Over the next few days photos poured in from parents across the state. To make sure these photos weren’t ignored, the MinnCAN team designed a powerful advertising campaign that ran around the clock on Politics Minnesota, a news site frequented by Minnesota lawmakers, with the photos as the centerpiece. In a final push, they made a photo book of all the participants and hand delivered it to the governor’s office.
Partners
As with every successful campaign, this was truly a team effort. By working in a broad coalition, MinnCAN joined many local advocacy partners and helped amplify messages in support of the development of a rating system and investments in high-quality early learning. With each partner identifying unique areas to add value to the campaign, MinnCAN emerged as a leader in communications, securing positive social and traditional media coverage.
Results
On August 10th, Governor Dayton announced that he was using his special powers as governor to do what the legislature failed to do:
- Expand the Parent Aware system statewide. The pilot Parent Aware rating system was expanded to the whole state so that all Minnesotan parents can have the information they need to make the best decision for their children.

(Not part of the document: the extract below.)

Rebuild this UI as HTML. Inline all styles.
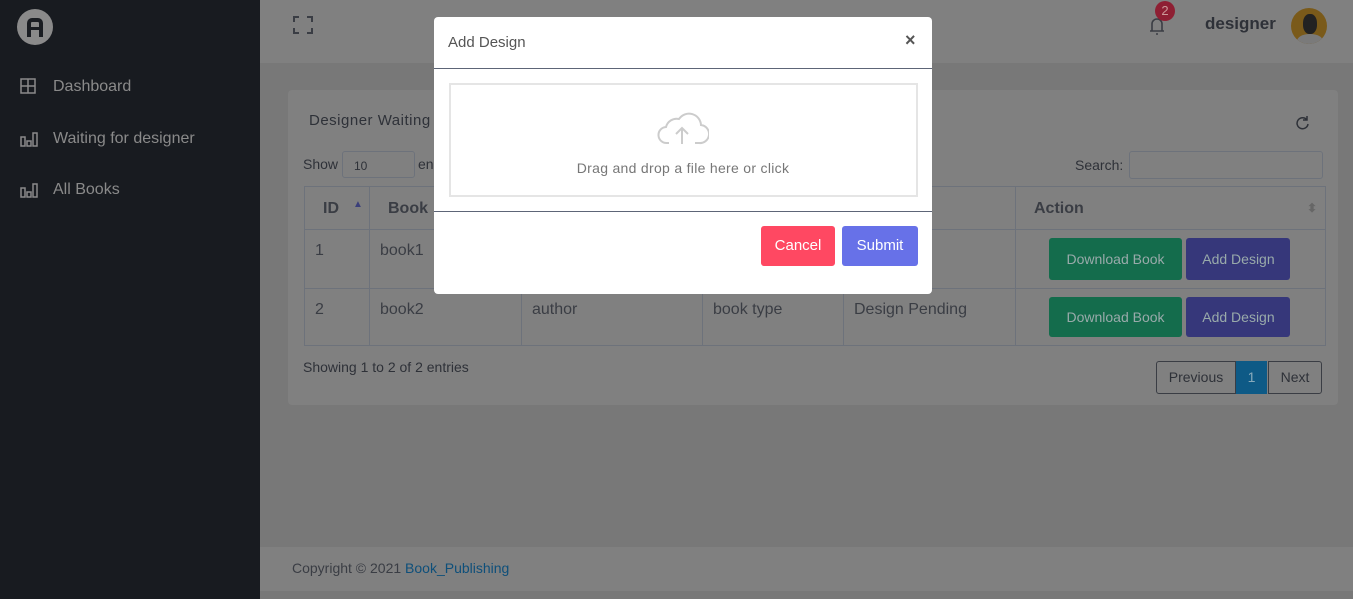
<!DOCTYPE html>
<html><head><meta charset="utf-8"><style>
*{box-sizing:border-box;margin:0;padding:0}
body{width:1353px;height:599px;overflow:hidden;background:#787878;font-family:"Liberation Sans",sans-serif;position:relative}
.sb{position:absolute;left:0;top:0;width:260px;height:599px;background:#181b20}
.sb .logo{position:absolute;left:17px;top:9px;width:36px;height:36px;border-radius:50%;background:#8a8a8a}
.nav{position:absolute;left:20px;color:#8a8a8a;font-size:16px}
.nav span{position:absolute;left:33px;top:1px;white-space:nowrap}
.top{position:absolute;left:260px;top:0;width:1093px;height:63px;background:#808080}
.card{position:absolute;left:288px;top:90px;width:1050px;height:315px;background:#808080;border-radius:4px}
.t{position:absolute;color:#2e3138;font-size:14px;white-space:nowrap}
table{position:absolute;left:304px;top:186px;border-collapse:collapse;font-size:16px;color:#3a3d44;table-layout:fixed;width:1021px}
td,th{border:1px solid #6d727b;text-align:left;vertical-align:top;padding:12px 10px 10px}
th{height:43px;font-weight:bold;font-size:16px;vertical-align:middle;padding:2px 18px 0;white-space:nowrap}
.btn{display:inline-block;color:#9aa;font-size:14px;padding:0;height:42px;line-height:42px;border-radius:3px;text-align:center}
.foot{position:absolute;left:260px;top:547px;width:1093px;height:44px;background:#808080}
.modal{position:absolute;left:434px;top:17px;width:498px;height:277px;background:#fff;border-radius:4px}
</style></head><body>
<div class="sb">
 <div class="logo"><div style="position:absolute;left:10px;top:9px;width:16px;height:19px;border:4px solid #1a1d22;border-bottom:none;border-radius:5px 5px 0 0"></div><div style="position:absolute;left:12px;top:18px;width:12px;height:3px;background:#1a1d22"></div></div>
 <div class="nav" style="top:77px"><svg width="16" height="16" viewBox="0 0 16 16" style="margin-top:1px"><rect x="1" y="1" width="14" height="14" fill="none" stroke="#8a8a8a" stroke-width="1.5"/><path d="M8 1V15M1 8H15" stroke="#8a8a8a" stroke-width="1.5"/></svg><span>Dashboard</span></div>
 <div class="nav" style="top:129px"><svg width="18" height="16" viewBox="0 0 18 16" style="margin-top:2px"><path d="M1 6h4v9H1zM7 10h4v5H7zM13 2h4v13h-4z" fill="none" stroke="#8a8a8a" stroke-width="1.5"/></svg><span>Waiting for designer</span></div>
 <div class="nav" style="top:180px"><svg width="18" height="16" viewBox="0 0 18 16" style="margin-top:2px"><path d="M1 6h4v9H1zM7 10h4v5H7zM13 2h4v13h-4z" fill="none" stroke="#8a8a8a" stroke-width="1.5"/></svg><span>All Books</span></div>
</div>
<div class="top">
 <svg style="position:absolute;left:33px;top:16px" width="20" height="18" viewBox="0 0 20 18"><path d="M1 6V1h5M14 1h5v5M19 12v5h-5M6 17H1v-5" fill="none" stroke="#3a3d44" stroke-width="2"/></svg>
 <svg style="position:absolute;left:886px;top:14px" width="22" height="22" viewBox="0 0 22 22"><path d="M4 17h14M6 17V10a5 5 0 0110 0v7M10 20h2" fill="none" stroke="#3a3d44" stroke-width="1.6"/></svg>
 <div style="position:absolute;left:895px;top:1px;width:20px;height:20px;border-radius:50%;background:#8e1f33;color:#c99;font-size:13px;text-align:center;line-height:20px">2</div>
 <div class="t" style="left:945px;top:14px;font-size:17px;color:#2e3138;font-weight:bold">designer</div>
 <div style="position:absolute;left:1031px;top:8px;width:36px;height:36px;border-radius:50%;background:#7a5a1a;overflow:hidden"><div style="position:absolute;left:12px;top:6px;width:14px;height:20px;border-radius:45%;background:#222"></div><div style="position:absolute;left:6px;top:26px;width:26px;height:14px;border-radius:50%;background:#7a7a7a"></div></div>
</div>
<div class="card"></div>
<div class="t" style="left:309px;top:112px;font-size:15px;letter-spacing:.5px">Designer Waiting</div>
<svg style="position:absolute;left:1295px;top:115px" width="15" height="15" viewBox="0 0 15 15"><path d="M12 5A5.5 5.5 0 1 0 13 9M12 1v4H8" fill="none" stroke="#2e3138" stroke-width="1.5"/></svg>
<div class="t" style="left:303px;top:156px">Show</div>
<div style="position:absolute;left:342px;top:151px;width:73px;height:27px;border:1px solid #6d727b;border-radius:3px;font-size:12px;color:#2e3138;padding:7px 11px">10</div>
<div class="t" style="left:418px;top:156px">en</div>
<div class="t" style="left:1075px;top:157px">Search:</div>
<div style="position:absolute;left:1129px;top:151px;width:194px;height:28px;border:1px solid #6d727b;border-radius:3px"></div>
<table>
<tr><th style="width:65px;position:relative">ID<span style="position:absolute;left:48px;top:12px;color:#3b3f7a;font-size:10px">▲</span></th><th style="width:152px">Book</th><th style="width:181px"></th><th style="width:141px"></th><th style="width:172px">Status</th><th style="width:310px;position:relative">Action<span style="position:absolute;right:8px;top:14px;color:#666;font-size:12px">⬍</span></th></tr>
<tr style="height:59px"><td>1</td><td>book1</td><td></td><td></td><td>Success</td><td style="padding:8px 0 0 33px"><span class="btn" style="background:#146c4c;width:133px">Download Book</span> <span class="btn" style="background:#36377a;width:104px">Add Design</span></td></tr>
<tr style="height:57px"><td>2</td><td>book2</td><td>author</td><td>book type</td><td>Design Pending</td><td style="padding:8px 0 0 33px"><span class="btn" style="background:#146c4c;width:133px;height:40px;line-height:40px">Download Book</span> <span class="btn" style="background:#36377a;width:104px;height:40px;line-height:40px">Add Design</span></td></tr>
</table>
<div class="t" style="left:303px;top:359px">Showing 1 to 2 of 2 entries</div>
<div style="position:absolute;left:1156px;top:361px;width:80px;height:33px;border:1px solid #3a3d44;border-radius:3px 0 0 3px;font-size:14px;color:#2e3138;text-align:center;line-height:31px">Previous</div>
<div style="position:absolute;left:1236px;top:361px;width:31px;height:33px;background:#0e5a86;font-size:14px;color:#8ab;text-align:center;line-height:33px">1</div>
<div style="position:absolute;left:1268px;top:361px;width:54px;height:33px;border:1px solid #3a3d44;border-radius:0 3px 3px 0;font-size:14px;color:#2e3138;text-align:center;line-height:31px">Next</div>
<div class="foot"><div class="t" style="left:32px;top:13px;color:#3a3d44">Copyright © 2021 <span style="color:#0e4f7a">Book_Publishing</span></div></div>
<div class="modal">
 <div class="t" style="left:14px;top:17px;font-size:15px;color:#555">Add Design</div>
 <div class="t" style="left:471px;top:13px;font-size:18px;color:#555;font-weight:bold">×</div>
 <div style="position:absolute;left:0;top:51px;width:498px;height:1px;background:#5d6577"></div>
 <div style="position:absolute;left:15px;top:66px;width:469px;height:114px;border:2px solid #e5e5e5"></div>
 <svg style="position:absolute;left:223px;top:94px" width="52" height="34" viewBox="0 0 52 34"><path d="M12 32H10A8 8 0 0 1 9 16 A11 11 0 0 1 22 8 A12 12 0 0 1 44 14 A9 9 0 0 1 42 32H38M25 33V17M19 23l6-6 6 6" fill="none" stroke="#ccc" stroke-width="2"/></svg>
 <div class="t" style="left:0;width:498px;text-align:center;top:143px;color:#777;font-size:14px;letter-spacing:.3px">Drag and drop a file here or click</div>
 <div style="position:absolute;left:0;top:194px;width:498px;height:1px;background:#5d6577"></div>
 <div style="position:absolute;left:327px;top:209px;width:74px;height:40px;background:#ff4862;border-radius:3px;color:#fff;font-size:15px;text-align:center;line-height:40px">Cancel</div>
 <div style="position:absolute;left:408px;top:209px;width:76px;height:40px;background:#6771e8;border-radius:3px;color:#fff;font-size:15px;text-align:center;line-height:40px">Submit</div>
</div>
</body></html>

- Tie state funding for pre-K to quality. The education budget passed by the legislature set aside $4 million to help low-income families send their kids to preschool. Through administrative action, the governor required that those dollars only be used towards high-quality programs.
Building upon this momentum, the governor also made a commitment to aggressively compete in the federal Race to the Top Round 3 Early Learning Challenge grant competition. MinnCAN joined in by traveling the state to document the support for building a world-class preschool system. The video was included in the formal application.
On December 9, 2011, Minnesota won a grant of more than $44 million to help expand on what it had started just four months earlier when parents in Minnesota refused to take no for an answer and pushed partisan politics to the background to do what was right for kids.